### SUPPLIED INFORMATION
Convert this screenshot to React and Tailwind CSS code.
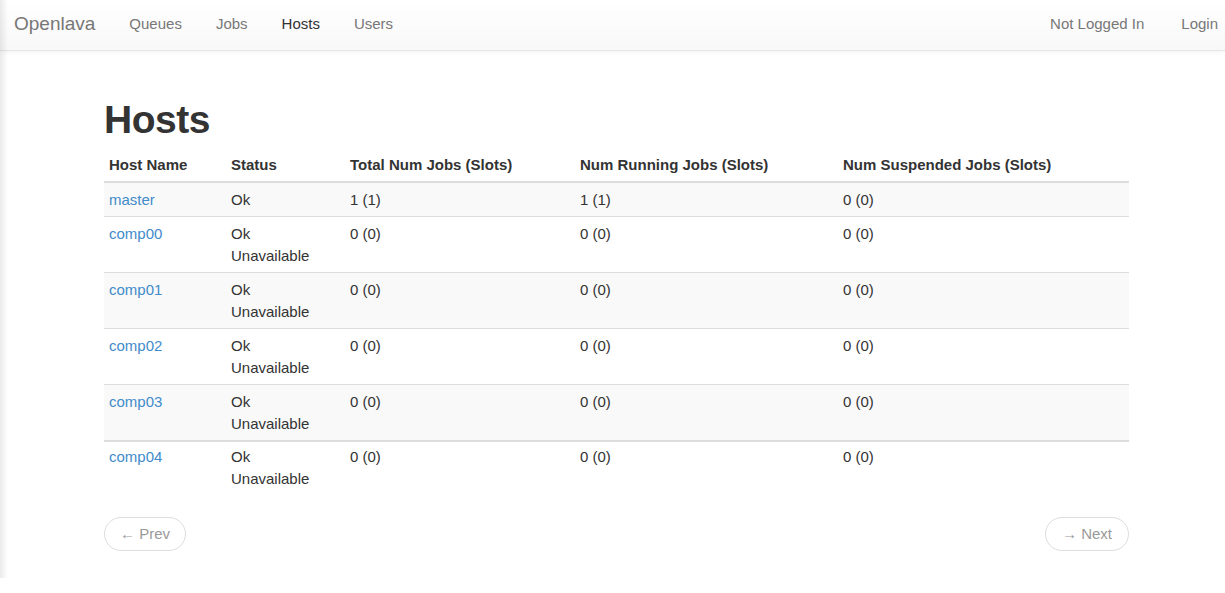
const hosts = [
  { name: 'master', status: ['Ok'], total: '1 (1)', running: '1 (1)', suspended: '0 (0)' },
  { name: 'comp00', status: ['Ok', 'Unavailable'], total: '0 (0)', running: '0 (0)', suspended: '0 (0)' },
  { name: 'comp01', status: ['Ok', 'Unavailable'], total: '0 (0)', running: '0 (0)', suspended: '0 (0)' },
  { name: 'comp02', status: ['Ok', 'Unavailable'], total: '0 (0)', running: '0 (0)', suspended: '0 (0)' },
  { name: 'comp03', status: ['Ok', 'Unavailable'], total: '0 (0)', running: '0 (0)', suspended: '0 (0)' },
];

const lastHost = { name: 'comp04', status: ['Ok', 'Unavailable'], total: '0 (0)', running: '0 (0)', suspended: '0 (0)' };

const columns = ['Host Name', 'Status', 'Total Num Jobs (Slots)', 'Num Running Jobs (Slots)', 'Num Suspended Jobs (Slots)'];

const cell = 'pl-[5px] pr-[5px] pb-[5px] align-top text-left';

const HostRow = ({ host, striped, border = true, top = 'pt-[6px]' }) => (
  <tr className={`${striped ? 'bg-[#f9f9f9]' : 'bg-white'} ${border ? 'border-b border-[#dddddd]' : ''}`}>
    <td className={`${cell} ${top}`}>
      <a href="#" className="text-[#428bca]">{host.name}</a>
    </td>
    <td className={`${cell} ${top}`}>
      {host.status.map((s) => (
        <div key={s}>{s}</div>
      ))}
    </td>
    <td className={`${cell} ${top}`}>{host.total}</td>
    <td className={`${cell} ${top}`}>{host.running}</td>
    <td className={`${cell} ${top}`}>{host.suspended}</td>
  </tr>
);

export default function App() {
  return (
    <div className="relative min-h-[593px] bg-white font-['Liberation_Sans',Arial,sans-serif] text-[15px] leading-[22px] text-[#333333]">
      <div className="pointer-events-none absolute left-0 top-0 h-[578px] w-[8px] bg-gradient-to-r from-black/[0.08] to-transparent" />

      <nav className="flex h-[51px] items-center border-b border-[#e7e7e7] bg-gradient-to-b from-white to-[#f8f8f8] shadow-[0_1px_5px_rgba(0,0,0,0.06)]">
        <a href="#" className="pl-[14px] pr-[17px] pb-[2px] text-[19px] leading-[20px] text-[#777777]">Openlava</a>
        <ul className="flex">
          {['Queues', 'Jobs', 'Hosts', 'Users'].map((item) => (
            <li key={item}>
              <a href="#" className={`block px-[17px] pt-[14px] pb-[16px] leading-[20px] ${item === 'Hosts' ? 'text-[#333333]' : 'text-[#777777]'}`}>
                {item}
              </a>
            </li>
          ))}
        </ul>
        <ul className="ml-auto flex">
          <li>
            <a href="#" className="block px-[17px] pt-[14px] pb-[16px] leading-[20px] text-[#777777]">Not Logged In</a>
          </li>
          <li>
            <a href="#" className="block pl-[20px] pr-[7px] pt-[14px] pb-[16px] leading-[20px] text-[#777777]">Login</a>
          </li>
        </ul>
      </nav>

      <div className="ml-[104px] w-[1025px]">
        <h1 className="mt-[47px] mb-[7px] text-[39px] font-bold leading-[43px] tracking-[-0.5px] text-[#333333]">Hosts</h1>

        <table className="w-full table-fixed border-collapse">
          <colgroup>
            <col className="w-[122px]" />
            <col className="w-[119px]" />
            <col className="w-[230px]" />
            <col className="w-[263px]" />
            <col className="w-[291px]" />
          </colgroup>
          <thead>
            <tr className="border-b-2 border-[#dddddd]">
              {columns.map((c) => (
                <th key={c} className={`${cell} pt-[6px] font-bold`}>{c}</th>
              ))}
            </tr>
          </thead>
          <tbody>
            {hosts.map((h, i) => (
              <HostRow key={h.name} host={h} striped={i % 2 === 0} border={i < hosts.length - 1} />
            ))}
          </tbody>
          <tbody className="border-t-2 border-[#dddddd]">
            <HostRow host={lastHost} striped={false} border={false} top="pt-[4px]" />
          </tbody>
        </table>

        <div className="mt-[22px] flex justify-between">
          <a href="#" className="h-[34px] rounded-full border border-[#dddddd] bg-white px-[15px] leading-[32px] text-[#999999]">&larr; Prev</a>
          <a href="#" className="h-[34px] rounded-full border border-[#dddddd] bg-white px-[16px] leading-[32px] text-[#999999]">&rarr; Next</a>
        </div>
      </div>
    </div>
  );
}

### WRITTEN REQUEST
Set down again, exactly, the lines of the material above from its first line to the one with "absolute left-0 top-0", inclusive. Leave the pictures out.

### ANSWER TO THE TASK
Convert this screenshot to React and Tailwind CSS code.
const hosts = [
  { name: 'master', status: ['Ok'], total: '1 (1)', running: '1 (1)', suspended: '0 (0)' },
  { name: 'comp00', status: ['Ok', 'Unavailable'], total: '0 (0)', running: '0 (0)', suspended: '0 (0)' },
  { name: 'comp01', status: ['Ok', 'Unavailable'], total: '0 (0)', running: '0 (0)', suspended: '0 (0)' },
  { name: 'comp02', status: ['Ok', 'Unavailable'], total: '0 (0)', running: '0 (0)', suspended: '0 (0)' },
  { name: 'comp03', status: ['Ok', 'Unavailable'], total: '0 (0)', running: '0 (0)', suspended: '0 (0)' },
];

const lastHost = { name: 'comp04', status: ['Ok', 'Unavailable'], total: '0 (0)', running: '0 (0)', suspended: '0 (0)' };

const columns = ['Host Name', 'Status', 'Total Num Jobs (Slots)', 'Num Running Jobs (Slots)', 'Num Suspended Jobs (Slots)'];

const cell = 'pl-[5px] pr-[5px] pb-[5px] align-top text-left';

const HostRow = ({ host, striped, border = true, top = 'pt-[6px]' }) => (
  <tr className={`${striped ? 'bg-[#f9f9f9]' : 'bg-white'} ${border ? 'border-b border-[#dddddd]' : ''}`}>
    <td className={`${cell} ${top}`}>
      <a href="#" className="text-[#428bca]">{host.name}</a>
    </td>
    <td className={`${cell} ${top}`}>
      {host.status.map((s) => (
        <div key={s}>{s}</div>
      ))}
    </td>
    <td className={`${cell} ${top}`}>{host.total}</td>
    <td className={`${cell} ${top}`}>{host.running}</td>
    <td className={`${cell} ${top}`}>{host.suspended}</td>
  </tr>
);

export default function App() {
  return (
    <div className="relative min-h-[593px] bg-white font-['Liberation_Sans',Arial,sans-serif] text-[15px] leading-[22px] text-[#333333]">
      <div className="pointer-events-none absolute left-0 top-0 h-[578px] w-[8px] bg-gradient-to-r from-black/[0.08] to-transparent" />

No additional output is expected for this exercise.